> BRIEF: Copy out every line that contains the word "React".

> SOURCE EXCERPT:
- - -

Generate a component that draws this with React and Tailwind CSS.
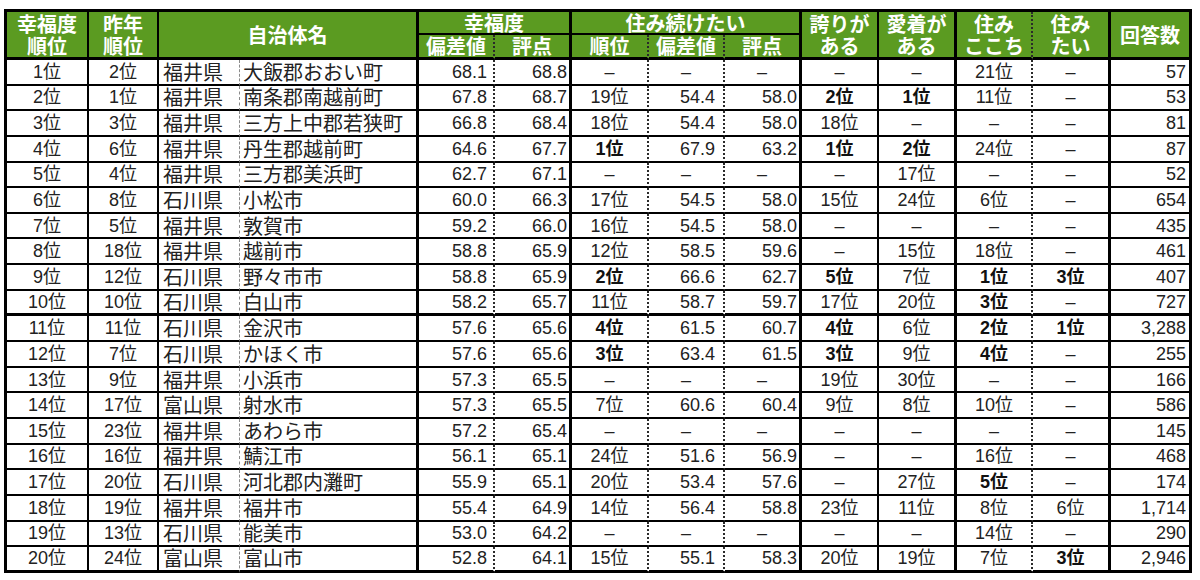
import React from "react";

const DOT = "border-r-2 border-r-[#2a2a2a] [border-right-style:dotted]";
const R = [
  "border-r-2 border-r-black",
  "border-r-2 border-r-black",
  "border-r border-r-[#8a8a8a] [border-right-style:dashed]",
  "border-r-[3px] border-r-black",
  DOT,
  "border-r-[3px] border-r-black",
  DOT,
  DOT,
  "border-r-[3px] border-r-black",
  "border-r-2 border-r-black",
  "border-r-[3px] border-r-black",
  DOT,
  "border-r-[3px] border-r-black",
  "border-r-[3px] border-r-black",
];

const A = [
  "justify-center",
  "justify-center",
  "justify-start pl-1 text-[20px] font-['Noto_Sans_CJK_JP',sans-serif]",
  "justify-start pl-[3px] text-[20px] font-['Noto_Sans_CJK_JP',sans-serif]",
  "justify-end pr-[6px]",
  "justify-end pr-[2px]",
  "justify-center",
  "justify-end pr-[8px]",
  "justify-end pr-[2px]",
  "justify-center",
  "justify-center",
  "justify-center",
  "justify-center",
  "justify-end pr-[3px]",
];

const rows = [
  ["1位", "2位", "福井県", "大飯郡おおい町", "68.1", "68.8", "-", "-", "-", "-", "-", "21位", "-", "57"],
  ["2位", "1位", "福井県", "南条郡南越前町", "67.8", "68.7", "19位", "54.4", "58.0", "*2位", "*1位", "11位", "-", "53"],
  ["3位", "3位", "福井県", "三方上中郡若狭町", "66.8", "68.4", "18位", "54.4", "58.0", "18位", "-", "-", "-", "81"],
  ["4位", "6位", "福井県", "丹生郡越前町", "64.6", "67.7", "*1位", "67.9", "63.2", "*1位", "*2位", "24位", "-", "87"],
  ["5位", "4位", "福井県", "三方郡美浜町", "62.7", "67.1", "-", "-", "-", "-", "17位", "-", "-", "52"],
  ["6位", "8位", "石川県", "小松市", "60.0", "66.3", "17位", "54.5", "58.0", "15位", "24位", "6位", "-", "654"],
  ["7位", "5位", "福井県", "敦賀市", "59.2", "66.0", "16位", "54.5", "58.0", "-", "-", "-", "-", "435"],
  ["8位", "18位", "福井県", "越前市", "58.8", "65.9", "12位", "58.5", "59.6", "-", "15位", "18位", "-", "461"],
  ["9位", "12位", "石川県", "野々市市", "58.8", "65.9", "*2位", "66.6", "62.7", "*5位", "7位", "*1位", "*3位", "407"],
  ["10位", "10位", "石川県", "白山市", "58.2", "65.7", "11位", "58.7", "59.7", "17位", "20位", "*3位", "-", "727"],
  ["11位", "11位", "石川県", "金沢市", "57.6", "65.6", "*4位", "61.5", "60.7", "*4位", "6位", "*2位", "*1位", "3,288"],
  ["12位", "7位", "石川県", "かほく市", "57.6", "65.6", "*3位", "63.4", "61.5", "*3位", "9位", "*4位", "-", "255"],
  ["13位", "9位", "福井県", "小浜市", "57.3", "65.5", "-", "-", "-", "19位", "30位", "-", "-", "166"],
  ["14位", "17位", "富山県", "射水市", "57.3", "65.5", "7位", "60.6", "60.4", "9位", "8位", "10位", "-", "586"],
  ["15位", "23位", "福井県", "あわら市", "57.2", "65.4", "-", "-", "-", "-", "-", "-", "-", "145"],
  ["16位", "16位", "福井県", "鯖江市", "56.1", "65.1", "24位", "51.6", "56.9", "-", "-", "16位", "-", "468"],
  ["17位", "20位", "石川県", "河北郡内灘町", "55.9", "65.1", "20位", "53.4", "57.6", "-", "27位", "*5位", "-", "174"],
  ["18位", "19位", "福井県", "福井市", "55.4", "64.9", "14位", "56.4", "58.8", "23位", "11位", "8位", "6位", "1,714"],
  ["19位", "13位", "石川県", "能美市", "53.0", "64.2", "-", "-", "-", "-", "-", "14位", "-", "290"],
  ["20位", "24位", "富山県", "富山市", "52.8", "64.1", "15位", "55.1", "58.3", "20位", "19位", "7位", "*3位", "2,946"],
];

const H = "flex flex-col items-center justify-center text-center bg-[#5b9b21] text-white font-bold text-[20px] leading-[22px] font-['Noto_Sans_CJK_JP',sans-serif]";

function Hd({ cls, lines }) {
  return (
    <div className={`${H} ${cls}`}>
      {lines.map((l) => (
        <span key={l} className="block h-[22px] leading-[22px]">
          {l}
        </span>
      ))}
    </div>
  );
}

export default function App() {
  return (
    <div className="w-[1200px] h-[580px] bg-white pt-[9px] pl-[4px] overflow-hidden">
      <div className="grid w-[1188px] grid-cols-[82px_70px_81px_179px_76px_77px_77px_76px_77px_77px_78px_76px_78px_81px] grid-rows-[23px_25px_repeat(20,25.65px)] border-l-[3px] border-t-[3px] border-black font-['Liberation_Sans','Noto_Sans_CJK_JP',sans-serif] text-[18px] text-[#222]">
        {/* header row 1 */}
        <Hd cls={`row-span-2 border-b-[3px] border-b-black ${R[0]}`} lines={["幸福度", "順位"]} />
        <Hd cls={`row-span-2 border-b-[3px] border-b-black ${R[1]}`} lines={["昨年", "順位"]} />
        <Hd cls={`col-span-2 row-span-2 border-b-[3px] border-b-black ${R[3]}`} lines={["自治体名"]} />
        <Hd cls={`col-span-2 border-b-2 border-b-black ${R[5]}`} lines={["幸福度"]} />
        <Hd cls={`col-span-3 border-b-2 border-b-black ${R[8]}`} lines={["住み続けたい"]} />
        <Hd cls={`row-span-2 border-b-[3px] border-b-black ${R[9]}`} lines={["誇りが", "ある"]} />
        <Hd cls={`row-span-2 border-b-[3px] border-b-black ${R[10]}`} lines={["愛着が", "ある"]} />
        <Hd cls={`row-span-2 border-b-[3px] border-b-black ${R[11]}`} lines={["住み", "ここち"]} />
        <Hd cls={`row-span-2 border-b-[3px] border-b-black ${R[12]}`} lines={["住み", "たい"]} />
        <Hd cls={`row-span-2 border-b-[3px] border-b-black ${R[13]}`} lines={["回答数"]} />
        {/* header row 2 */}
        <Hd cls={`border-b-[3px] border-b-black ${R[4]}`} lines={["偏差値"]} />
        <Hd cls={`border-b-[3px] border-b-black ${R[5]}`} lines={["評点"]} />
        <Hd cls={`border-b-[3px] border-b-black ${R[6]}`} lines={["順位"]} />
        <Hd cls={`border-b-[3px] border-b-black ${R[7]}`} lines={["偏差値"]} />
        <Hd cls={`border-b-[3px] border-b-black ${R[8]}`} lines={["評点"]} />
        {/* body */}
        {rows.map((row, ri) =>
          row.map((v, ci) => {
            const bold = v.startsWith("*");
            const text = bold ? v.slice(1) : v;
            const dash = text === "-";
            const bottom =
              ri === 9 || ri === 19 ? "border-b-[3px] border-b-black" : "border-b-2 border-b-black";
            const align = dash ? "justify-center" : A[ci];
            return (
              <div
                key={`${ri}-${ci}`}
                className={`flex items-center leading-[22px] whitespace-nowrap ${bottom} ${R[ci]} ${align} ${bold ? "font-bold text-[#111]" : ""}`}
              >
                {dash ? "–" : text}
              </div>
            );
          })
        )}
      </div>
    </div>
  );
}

- - -

> SOLUTION BELOW:
Generate a component that draws this with React and Tailwind CSS.
import React from "react";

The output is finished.